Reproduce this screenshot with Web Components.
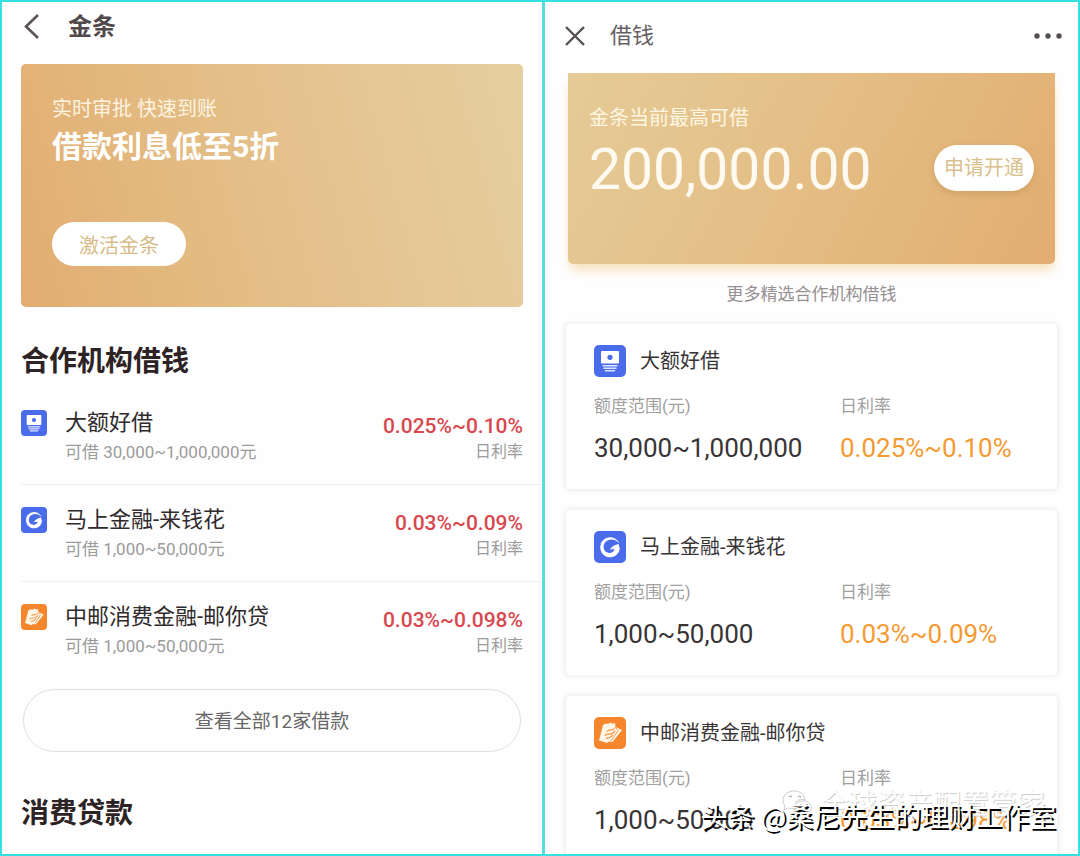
<!DOCTYPE html>
<html lang="zh-CN">
<head>
<meta charset="utf-8">
<meta name="viewport" content="width=device-width, initial-scale=1">
<title>金条借钱</title>
<style>
html, body { margin: 0; height: 100%; }
body { font-family: Roboto, "Noto Sans CJK SC", sans-serif; color: #333; background: #fefefe; }
</style>
</head>
<body>
<loan-compare></loan-compare>
<script>
const RESET = `
*, *::before { box-sizing: border-box; }
h1, h2, h3, p, ul, dl, dd { margin: 0; padding: 0; }
button { font: inherit; border: 0; padding: 0; background: none; cursor: pointer; }
svg { display: block; }
`;
const define = (name, html, setup) => {
  const template = document.createElement('template');
  template.innerHTML = html;
  customElements.define(name, class extends HTMLElement {
    constructor() {
      super();
      this.attachShadow({ mode: 'open' }).append(template.content.cloneNode(true));
    }
    connectedCallback() { if (setup) setup(this, this.shadowRoot); }
  });
};

const ICONS = {
  card: `<rect width="32" height="32" rx="5" fill="#4a6bea"/>
    <path d="M8 6h16a1 1 0 0 1 1 1v10.500a1 1 0 0 1-1 1H8a1 1 0 0 1-1-1V7a1 1 0 0 1 1-1z" fill="#fff"/>
    <circle cx="16" cy="12.300" r="2.600" fill="#4a6bea"/>
    <path d="M9 20.700h14M10 23.200h12M11.500 25.700h9" stroke="#dfe6ff" stroke-width="1.500" stroke-linecap="round"/>`,
  swirl: `<rect width="32" height="32" rx="5" fill="#4a6bea"/>
    <path d="M24.500 11.500A9.800 9.800 0 1 0 25.800 17.500l-1.300-4.500c-3.500.6-6.500 2.500-8.800 5.500l4.800-.5c-.8 3.200-4 4.800-7.200 3.600-4.100-1.700-4.900-6.900-1.900-10.500 3-3.400 9.300-3.600 13.100.4z" fill="#fff"/>
    <path d="M24.500 11.500A9.800 9.800 0 0 0 7 13" fill="none" stroke="#fff" stroke-width="1"/>`,
  notes: `<rect width="32" height="32" rx="5" fill="#f5862b"/>
    <path d="M9 8l3-1.500 2 .5 2.500-1.500 2 1.300 2.500-.8.500 4 6.500 3-9.500 12-3.500-.5-2 1.500-8-2.500z" fill="#fff6e8"/>
    <path d="M13 14.500c2-3 4.500 0 7.500-3M10.500 18.500c4-3 6 1 10.500-4.500M12 21c3 1 5-1 7-3" fill="none" stroke="#f5a25a" stroke-width="1.400"/>
    <path d="M17 24l7-10.500-3-3.500" fill="none" stroke="#f5862b" stroke-width=".8"/>`
};

customElements.define('brand-icon', class extends HTMLElement {
  static observedAttributes = ['name'];
  constructor() {
    super();
    this.attachShadow({ mode: 'open' }).innerHTML = `<style>
:host { display: block; flex: none; width: 32px; height: 32px; }
svg { display: block; width: 100%; height: 100%; }
</style><svg viewBox="0 0 32 32" aria-hidden="true"></svg>`;
  }
  attributeChangedCallback(attribute, previous, value) {
    this.shadowRoot.querySelector('svg').innerHTML = ICONS[value] || '';
  }
});

define('gold-banner', `<style>${RESET}
:host { display: block; height: 243px; padding: 29px 31px 0; border-radius: 5px; color: #fff;
  background: linear-gradient(75deg, #e2ad70 0%, #e3bc83 38%, #e5c492 65%, #e5cf9f 100%); }
p { font-size: 20px; line-height: 32px; color: #fdf3e0; }
h2 { font-size: 30px; line-height: 44px; font-weight: 700; }
button { margin-top: 53px; width: 134px; height: 44px; border-radius: 22px; background: #fff; color: #d6bb88; font-size: 20px; }
</style><p>实时审批 快速到账</p><h2>借款利息低至5折</h2><button type="button">激活金条</button>`);

define('loan-row', `<style>${RESET}
:host { display: flex; align-items: flex-start; height: 97px; padding: 20px 18px 0 0; border-bottom: 1px solid #efefef; }
:host(:last-of-type) { border-bottom-color: transparent; }
brand-icon { width: 26px; height: 26px; margin: 2px 18px 0 0; }
.text { flex: 1; }
h3 { font-size: 22px; line-height: 30px; font-weight: 400; color: #2f2a2c; }
p { font-size: 16px; line-height: 28px; color: #9b9b9b; white-space: nowrap; }
.text p { font-size: 17px; }
.rate { text-align: right; }
.rate strong { display: block; font-size: 21px; line-height: 36px; font-weight: 500; color: #d9474f; }
.rate p { line-height: 16px; }
</style><brand-icon></brand-icon>
<div class="text"><h3><slot></slot></h3><p></p></div>
<div class="rate"><strong></strong><p>日利率</p></div>`,
  (el, root) => {
    root.querySelector('brand-icon').setAttribute('name', el.getAttribute('icon'));
    root.querySelector('.text p').textContent = '可借 ' + el.getAttribute('range') + '元';
    root.querySelector('strong').textContent = el.getAttribute('rate');
  });

define('gold-page', `<style>${RESET}
:host { display: block; padding: 0 19px; background: #fefefe; }
header { display: flex; align-items: center; height: 50px; margin-bottom: 12px; gap: 25px; }
h1 { font-size: 24px; line-height: 36px; font-weight: 700; color: #51484b; }
h2 { font-size: 28px; line-height: 40px; font-weight: 700; color: #2d2325; }
.list { margin: 35px -18px 10px 0; }
.list h2 { margin-bottom: 6px; }
.all { display: block; width: calc(100% - 4px); height: 63px; margin: 0 2px 42px; padding-bottom: 2px; border: 1px solid #dedede; border-radius: 32px; font-size: 19px; color: #666; }
</style>
<header><button type="button" aria-label="返回"><svg width="22" height="28" viewBox="0 0 22 28"><path d="M17 2L5 13.500 17 25" fill="none" stroke="#5c5356" stroke-width="2.600"/></svg></button><h1>金条</h1></header>
<gold-banner></gold-banner>
<section class="list"><h2>合作机构借钱</h2>
<loan-row icon="card" range="30,000~1,000,000" rate="0.025%~0.10%">大额好借</loan-row>
<loan-row icon="swirl" range="1,000~50,000" rate="0.03%~0.09%">马上金融-来钱花</loan-row>
<loan-row icon="notes" range="1,000~50,000" rate="0.03%~0.098%">中邮消费金融-邮你贷</loan-row>
</section>
<button type="button" class="all">查看全部12家借款</button>
<h2>消费贷款</h2>`);

define('quota-banner', `<style>${RESET}
:host { display: flex; align-items: flex-start; justify-content: space-between; height: 191px; padding: 29px 21px 0; border-radius: 0 0 5px 5px;
  background: linear-gradient(118deg, #e5cb97 0%, #e4bf87 45%, #e2ad70 100%); box-shadow: 0 8px 12px -2px #f7dfb9; }
p { font-size: 20px; line-height: 32px; color: #fff6e2; }
strong { display: block; font-size: 57px; line-height: 72px; font-weight: 400; color: #fffaf0; }
button { width: 100px; height: 46px; margin-top: 43px; padding-bottom: 4px; border-radius: 23px; background: #fff; color: #d9c08d; font-size: 20px; box-shadow: 0 3px 6px #bd935688; }
</style><div><p>金条当前最高可借</p><strong>200,000.00</strong></div><button type="button">申请开通</button>`);

define('loan-card', `<style>${RESET}
:host { display: block; padding: 21px 0 21px 28px; border: 1px solid #f5f3f4; border-radius: 5px; background: #fff; box-shadow: 0 0 5px #ebe8ea; }
header { display: flex; align-items: center; gap: 14px; height: 32px; }
h3 { font-size: 20px; line-height: 32px; font-weight: 400; color: #383436; }
dl { display: grid; grid-template-columns: 246fr 217fr; margin-top: 17px; }
dt { font-size: 17px; line-height: 24px; color: #a0a0a0; }
dd { margin-top: 10px; font-size: 26px; line-height: 40px; color: #383436; white-space: nowrap; }
.rate { color: #f59a33; }
</style><header><brand-icon></brand-icon><h3><slot></slot></h3></header>
<dl><div><dt>额度范围(元)</dt><dd class="range"></dd></div><div><dt>日利率</dt><dd class="rate"></dd></div></dl>`,
  (el, root) => {
    root.querySelector('brand-icon').setAttribute('name', el.getAttribute('icon'));
    root.querySelector('.range').textContent = el.getAttribute('range');
    root.querySelector('.rate').textContent = el.getAttribute('rate');
  });

define('borrow-page', `<style>${RESET}
:host { display: block; padding: 0 20px; background: #fefefe; }
header { display: flex; align-items: center; height: 67px; margin-bottom: 4px; }
h1 { flex: 1; margin-left: 25px; font-size: 22px; line-height: 32px; font-weight: 400; color: #656063; }
.more { margin-right: -5px; }
quota-banner { margin: 0 3px; }
.caption { margin: 14px 0 13px; text-align: center; font-size: 17px; line-height: 32px; color: #969092; }
.cards { display: grid; gap: 19px; }
</style>
<header><button type="button" aria-label="关闭"><svg width="20" height="20" viewBox="0 0 20 20"><path d="M1 1l18 18M19 1L1 19" stroke="#565053" stroke-width="2.400"/></svg></button><h1>借钱</h1>
<button type="button" class="more" aria-label="更多"><svg width="30" height="8" viewBox="0 0 30 8" fill="#565053"><circle cx="4" cy="4" r="2.700"/><circle cx="15" cy="4" r="2.700"/><circle cx="26" cy="4" r="2.700"/></svg></button></header>
<quota-banner></quota-banner>
<p class="caption">更多精选合作机构借钱</p>
<div class="cards">
<loan-card icon="card" range="30,000~1,000,000" rate="0.025%~0.10%">大额好借</loan-card>
<loan-card icon="swirl" range="1,000~50,000" rate="0.03%~0.09%">马上金融-来钱花</loan-card>
<loan-card icon="notes" range="1,000~50,000" rate="0.03%~0.098%">中邮消费金融-邮你贷</loan-card>
</div>`);

define('water-mark', `<style>${RESET}
:host { display: block; position: absolute; right: 22px; bottom: 18px; font-family: "Noto Sans CJK SC", sans-serif; color: #fff; white-space: nowrap; text-align: right; }
.source { display: flex; align-items: center; justify-content: flex-end; gap: 8px; margin: 0 11px -26px 0; font-size: 28px; line-height: 40px; text-shadow: 1px 1px 1px #ccc; }
.author { position: relative; font-size: 27px; line-height: 40px; text-shadow: 2px 2px 0 #000; }
</style>
<p class="source"><svg width="32" height="28" viewBox="0 0 32 28" fill="none" stroke="#ccc"><path d="M4 18C-1 11 4 3 13 3c7 0 11 4 11 9-6-2-11 2-10 8-3 1-5 0-7 0l-4 2z" fill="#fff"/><path d="M14 19c1-7 13-9 16-1 1 4-1 5-2 6v2l-4-1c-6 0-9-2-10-6z" fill="#fff"/><path d="M8 9q1.500-2 3 0M17 9q1.500-2 3 0M19 17q1-1 2 0M25 17q1-1 2 0" stroke="#888"/></svg>全球资产配置管家</p>
<p class="author">头条 @桑尼先生的理财工作室</p>`);

define('loan-compare', `<style>${RESET}
:host { box-sizing: border-box; display: grid; grid-template-columns: 543fr 533fr; grid-template-rows: 100%; position: relative; height: 100vh; min-height: 480px; overflow: hidden; border: 2px solid #35e0de; }
gold-page, borrow-page { min-width: 0; min-height: 0; overflow: hidden; }
gold-page { border-right: 3px solid #55dedc; }
</style><gold-page></gold-page><borrow-page></borrow-page><water-mark></water-mark>`);
</script>
</body>
</html>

=======

§ **Aim of the task**
Say how many lines of the data hold the string "this". Reply with the number alone.

§ **Solved exercise**
5